=== Material shown ===

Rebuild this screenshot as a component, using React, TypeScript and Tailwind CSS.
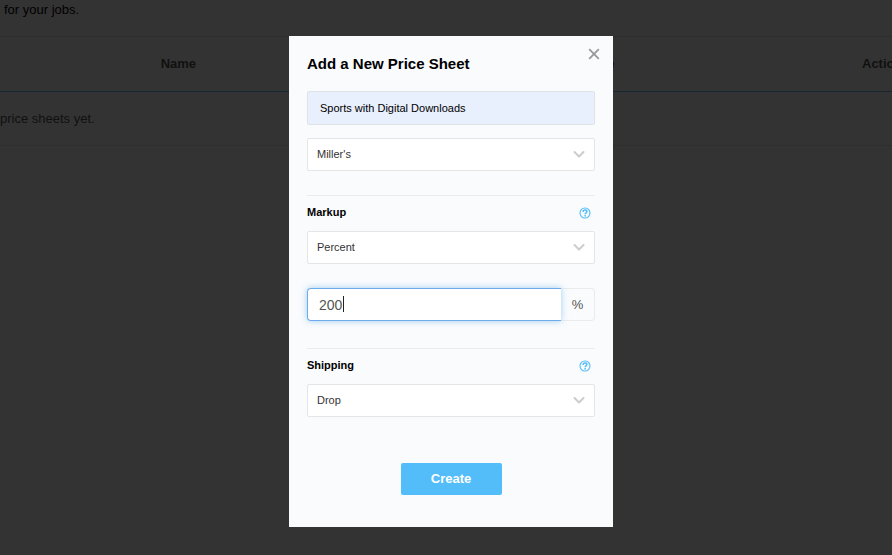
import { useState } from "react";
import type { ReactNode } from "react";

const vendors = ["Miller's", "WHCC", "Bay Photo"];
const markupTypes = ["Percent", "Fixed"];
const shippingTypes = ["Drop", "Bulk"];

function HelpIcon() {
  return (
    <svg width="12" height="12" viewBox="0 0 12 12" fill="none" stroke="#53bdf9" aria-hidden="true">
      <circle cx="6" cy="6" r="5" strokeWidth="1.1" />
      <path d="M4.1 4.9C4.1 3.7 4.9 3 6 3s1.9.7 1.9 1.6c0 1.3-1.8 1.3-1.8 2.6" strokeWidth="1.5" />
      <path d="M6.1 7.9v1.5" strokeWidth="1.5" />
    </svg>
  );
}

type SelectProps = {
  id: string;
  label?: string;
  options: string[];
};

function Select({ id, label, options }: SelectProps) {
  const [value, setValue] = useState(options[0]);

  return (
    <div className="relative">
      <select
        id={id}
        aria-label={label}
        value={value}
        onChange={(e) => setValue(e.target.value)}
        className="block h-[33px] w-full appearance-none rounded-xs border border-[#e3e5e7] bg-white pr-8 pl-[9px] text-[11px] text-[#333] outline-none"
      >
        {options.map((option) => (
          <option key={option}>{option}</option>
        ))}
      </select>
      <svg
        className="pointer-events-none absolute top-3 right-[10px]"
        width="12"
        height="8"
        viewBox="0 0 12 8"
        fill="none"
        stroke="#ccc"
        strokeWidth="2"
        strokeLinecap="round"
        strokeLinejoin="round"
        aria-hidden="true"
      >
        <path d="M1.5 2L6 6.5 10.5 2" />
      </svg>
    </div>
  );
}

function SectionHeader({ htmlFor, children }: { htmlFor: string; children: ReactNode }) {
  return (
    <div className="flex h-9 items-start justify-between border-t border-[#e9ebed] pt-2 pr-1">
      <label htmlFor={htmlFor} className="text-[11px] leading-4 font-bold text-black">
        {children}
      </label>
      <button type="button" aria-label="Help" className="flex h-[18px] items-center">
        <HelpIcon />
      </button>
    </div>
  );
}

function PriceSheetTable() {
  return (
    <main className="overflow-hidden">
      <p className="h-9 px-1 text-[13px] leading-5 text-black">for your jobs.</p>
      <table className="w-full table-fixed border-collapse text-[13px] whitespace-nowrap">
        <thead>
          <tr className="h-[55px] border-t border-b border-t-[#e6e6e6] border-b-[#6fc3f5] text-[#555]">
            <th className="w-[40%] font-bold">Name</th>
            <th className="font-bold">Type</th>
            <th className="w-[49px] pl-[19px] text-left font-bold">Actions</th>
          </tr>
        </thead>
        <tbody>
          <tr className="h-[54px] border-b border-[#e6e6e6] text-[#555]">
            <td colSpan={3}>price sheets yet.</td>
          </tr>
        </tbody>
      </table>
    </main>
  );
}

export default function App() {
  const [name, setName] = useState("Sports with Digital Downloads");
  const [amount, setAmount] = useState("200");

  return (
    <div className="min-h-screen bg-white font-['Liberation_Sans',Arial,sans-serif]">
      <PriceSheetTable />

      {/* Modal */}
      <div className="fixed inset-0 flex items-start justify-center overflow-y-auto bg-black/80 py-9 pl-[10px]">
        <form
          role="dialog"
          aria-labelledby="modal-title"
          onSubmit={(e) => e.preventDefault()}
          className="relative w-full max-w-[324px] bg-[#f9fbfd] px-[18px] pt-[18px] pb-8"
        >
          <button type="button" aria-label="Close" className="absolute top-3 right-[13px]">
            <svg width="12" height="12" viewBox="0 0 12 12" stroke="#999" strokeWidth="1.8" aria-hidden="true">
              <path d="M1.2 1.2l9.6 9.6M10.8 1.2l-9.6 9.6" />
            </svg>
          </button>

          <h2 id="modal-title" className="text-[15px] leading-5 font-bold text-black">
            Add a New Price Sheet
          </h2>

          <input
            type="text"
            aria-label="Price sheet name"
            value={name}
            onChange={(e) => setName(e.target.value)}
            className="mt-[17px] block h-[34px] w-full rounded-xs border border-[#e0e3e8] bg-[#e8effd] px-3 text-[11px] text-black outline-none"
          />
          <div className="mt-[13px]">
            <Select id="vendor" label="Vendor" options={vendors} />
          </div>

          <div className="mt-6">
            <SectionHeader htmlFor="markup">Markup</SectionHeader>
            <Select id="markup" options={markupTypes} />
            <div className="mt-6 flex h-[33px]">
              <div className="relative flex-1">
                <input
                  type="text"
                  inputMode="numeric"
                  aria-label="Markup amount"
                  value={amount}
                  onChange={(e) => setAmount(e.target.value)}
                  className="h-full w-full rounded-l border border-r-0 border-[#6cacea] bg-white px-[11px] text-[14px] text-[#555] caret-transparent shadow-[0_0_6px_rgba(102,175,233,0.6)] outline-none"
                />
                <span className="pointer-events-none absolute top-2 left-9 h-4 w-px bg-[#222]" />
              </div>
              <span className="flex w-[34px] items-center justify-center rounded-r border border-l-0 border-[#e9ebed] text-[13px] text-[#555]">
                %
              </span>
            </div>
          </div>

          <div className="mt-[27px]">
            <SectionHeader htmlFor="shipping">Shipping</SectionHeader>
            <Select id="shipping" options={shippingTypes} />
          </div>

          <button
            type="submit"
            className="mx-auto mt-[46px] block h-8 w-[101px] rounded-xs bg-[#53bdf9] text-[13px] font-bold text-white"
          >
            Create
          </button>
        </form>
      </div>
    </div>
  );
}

===
=== Material shown ===

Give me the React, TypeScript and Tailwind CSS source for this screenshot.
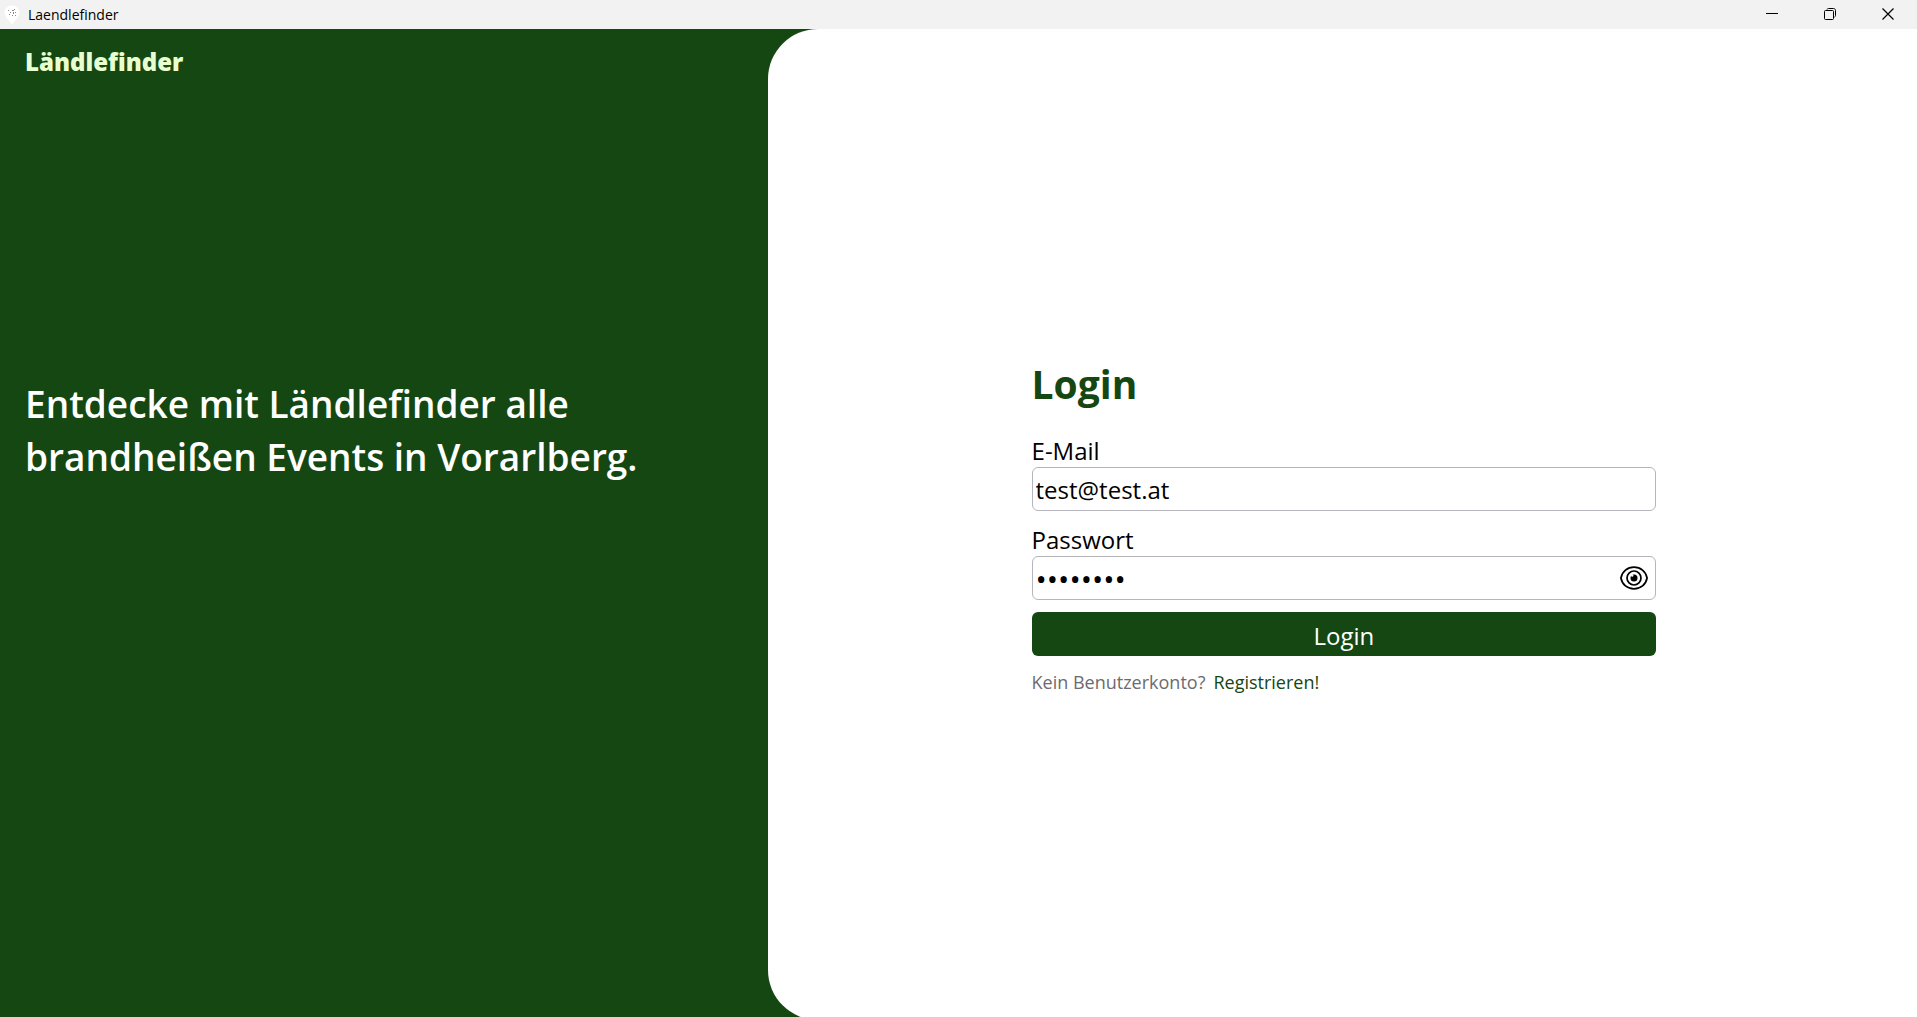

===

(What is expected) Show all lines in the entries above where the string "TypeScript" appears.

(Exercise answer)
Rebuild this screenshot as a component, using React, TypeScript and Tailwind CSS.
Give me the React, TypeScript and Tailwind CSS source for this screenshot.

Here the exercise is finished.